AIM OF THE EXERCISE: Give the listing again character for character, but drop the images.

+---+

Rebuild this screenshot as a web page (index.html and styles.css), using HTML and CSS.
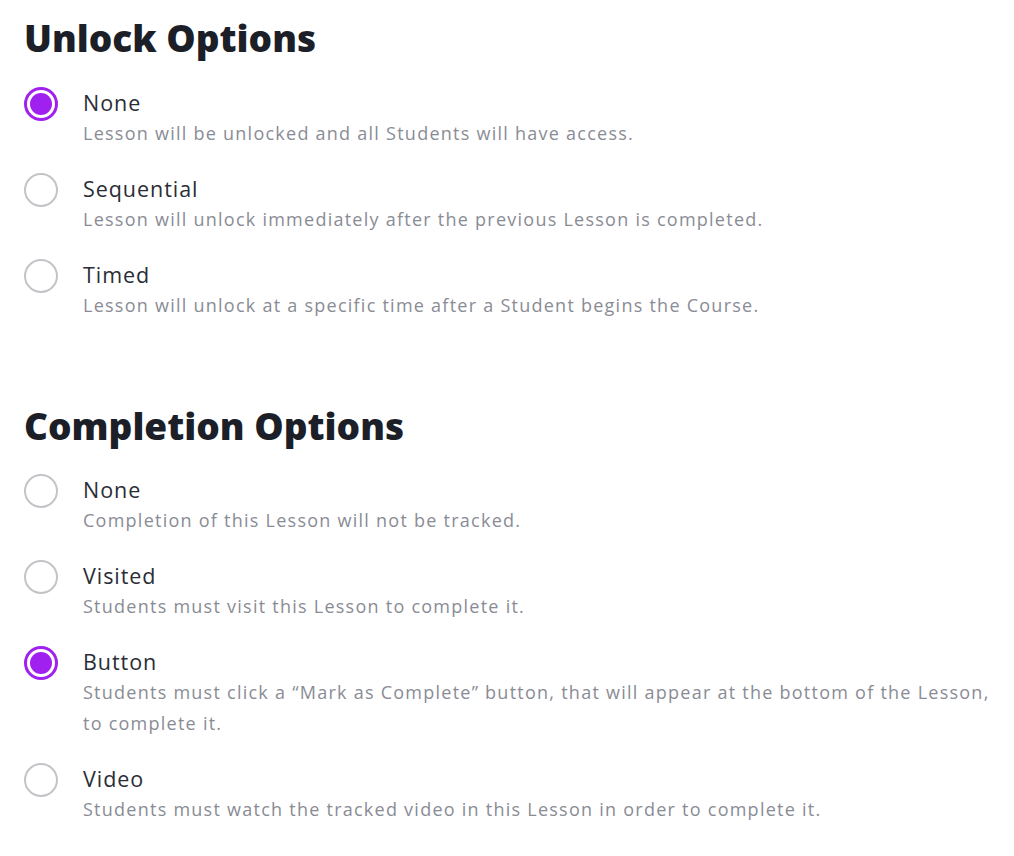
FILE: index.html
```html
<!DOCTYPE html>
<html>
<head>
<meta charset="utf-8">
<link rel="stylesheet" href="styles.css">
</head>
<body>
<main class="page">
  <section class="group">
    <h2 class="title">Unlock Options</h2>
    <div class="options">
      <div class="option">
        <span class="radio checked"></span>
        <div class="text">
          <div class="label">None</div>
          <div class="desc">Lesson will be unlocked and all Students will have access.</div>
        </div>
      </div>
      <div class="option">
        <span class="radio"></span>
        <div class="text">
          <div class="label">Sequential</div>
          <div class="desc">Lesson will unlock immediately after the previous Lesson is completed.</div>
        </div>
      </div>
      <div class="option">
        <span class="radio"></span>
        <div class="text">
          <div class="label">Timed</div>
          <div class="desc">Lesson will unlock at a specific time after a Student begins the Course.</div>
        </div>
      </div>
    </div>
  </section>
  <section class="group second">
    <h2 class="title">Completion Options</h2>
    <div class="options">
      <div class="option">
        <span class="radio"></span>
        <div class="text">
          <div class="label">None</div>
          <div class="desc">Completion of this Lesson will not be tracked.</div>
        </div>
      </div>
      <div class="option">
        <span class="radio"></span>
        <div class="text">
          <div class="label">Visited</div>
          <div class="desc">Students must visit this Lesson to complete it.</div>
        </div>
      </div>
      <div class="option">
        <span class="radio checked"></span>
        <div class="text">
          <div class="label">Button</div>
          <div class="desc">Students must click a “Mark as Complete” button, that will appear at the bottom of the Lesson, to complete it.</div>
        </div>
      </div>
      <div class="option">
        <span class="radio"></span>
        <div class="text">
          <div class="label">Video</div>
          <div class="desc">Students must watch the tracked video in this Lesson in order to complete it.</div>
        </div>
      </div>
    </div>
  </section>
</main>
</body>
</html>
```
FILE: styles.css
```css
html, body {
  margin: 0;
  padding: 0;
  background: #ffffff;
}
body {
  font-family: "Open Sans", "Noto Sans", sans-serif;
  color: #2a2d36;
}
.page {
  padding: 13px 24px 0 24px;
  width: 966px;
}
.title {
  margin: 0;
  font-size: 37px;
  line-height: 50px;
  font-weight: 800;
  color: #1c1f28;
}
.second {
  margin-top: 80px;
}
.options {
  margin-top: 24px;
  display: flex;
  flex-direction: column;
  gap: 24px;
}
.second .options {
  margin-top: 23px;
}
.option {
  display: flex;
  align-items: flex-start;
  gap: 25px;
}
.radio {
  flex: none;
  box-sizing: border-box;
  width: 34px;
  height: 34px;
  border: 2px solid #c4c4c8;
  border-radius: 50%;
  position: relative;
}
.radio.checked {
  border: 3px solid #a020f0;
}
.radio.checked::after {
  content: "";
  position: absolute;
  left: 3px;
  top: 3px;
  width: 22px;
  height: 22px;
  border-radius: 50%;
  background: #a020f0;
}
.text {
  flex: 1;
  min-width: 0;
}
.label {
  font-size: 21.5px;
  line-height: 31px;
  letter-spacing: 0.95px;
  color: #2a2d36;
}
.desc {
  font-size: 18px;
  line-height: 31px;
  letter-spacing: 1.25px;
  color: #8a8c95;
}
```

+---+

THE RESPONSE:
Rebuild this screenshot as a web page (index.html and styles.css), using HTML and CSS.
FILE: index.html
```html
<!DOCTYPE html>
<html>
<head>
<meta charset="utf-8">
<link rel="stylesheet" href="styles.css">
</head>
<body>
<main class="page">
  <section class="group">
    <h2 class="title">Unlock Options</h2>
    <div class="options">
      <div class="option">
        <span class="radio checked"></span>
        <div class="text">
          <div class="label">None</div>
          <div class="desc">Lesson will be unlocked and all Students will have access.</div>
        </div>
      </div>
      <div class="option">
        <span class="radio"></span>
        <div class="text">
          <div class="label">Sequential</div>
          <div class="desc">Lesson will unlock immediately after the previous Lesson is completed.</div>
        </div>
      </div>
      <div class="option">
        <span class="radio"></span>
        <div class="text">
          <div class="label">Timed</div>
          <div class="desc">Lesson will unlock at a specific time after a Student begins the Course.</div>
        </div>
      </div>
    </div>
  </section>
  <section class="group second">
    <h2 class="title">Completion Options</h2>
    <div class="options">
      <div class="option">
        <span class="radio"></span>
        <div class="text">
          <div class="label">None</div>
          <div class="desc">Completion of this Lesson will not be tracked.</div>
        </div>
      </div>
      <div class="option">
        <span class="radio"></span>
        <div class="text">
          <div class="label">Visited</div>
          <div class="desc">Students must visit this Lesson to complete it.</div>
        </div>
      </div>
      <div class="option">
        <span class="radio checked"></span>
        <div class="text">
          <div class="label">Button</div>
          <div class="desc">Students must click a “Mark as Complete” button, that will appear at the bottom of the Lesson, to complete it.</div>
        </div>
      </div>
      <div class="option">
        <span class="radio"></span>
        <div class="text">
          <div class="label">Video</div>
          <div class="desc">Students must watch the tracked video in this Lesson in order to complete it.</div>
        </div>
      </div>
    </div>
  </section>
</main>
</body>
</html>
```
FILE: styles.css
```css
html, body {
  margin: 0;
  padding: 0;
  background: #ffffff;
}
body {
  font-family: "Open Sans", "Noto Sans", sans-serif;
  color: #2a2d36;
}
.page {
  padding: 13px 24px 0 24px;
  width: 966px;
}
.title {
  margin: 0;
  font-size: 37px;
  line-height: 50px;
  font-weight: 800;
  color: #1c1f28;
}
.second {
  margin-top: 80px;
}
.options {
  margin-top: 24px;
  display: flex;
  flex-direction: column;
  gap: 24px;
}
.second .options {
  margin-top: 23px;
}
.option {
  display: flex;
  align-items: flex-start;
  gap: 25px;
}
.radio {
  flex: none;
  box-sizing: border-box;
  width: 34px;
  height: 34px;
  border: 2px solid #c4c4c8;
  border-radius: 50%;
  position: relative;
}
.radio.checked {
  border: 3px solid #a020f0;
}
.radio.checked::after {
  content: "";
  position: absolute;
  left: 3px;
  top: 3px;
  width: 22px;
  height: 22px;
  border-radius: 50%;
  background: #a020f0;
}
.text {
  flex: 1;
  min-width: 0;
}
.label {
  font-size: 21.5px;
  line-height: 31px;
  letter-spacing: 0.95px;
  color: #2a2d36;
}
.desc {
  font-size: 18px;
  line-height: 31px;
  letter-spacing: 1.25px;
  color: #8a8c95;
}
```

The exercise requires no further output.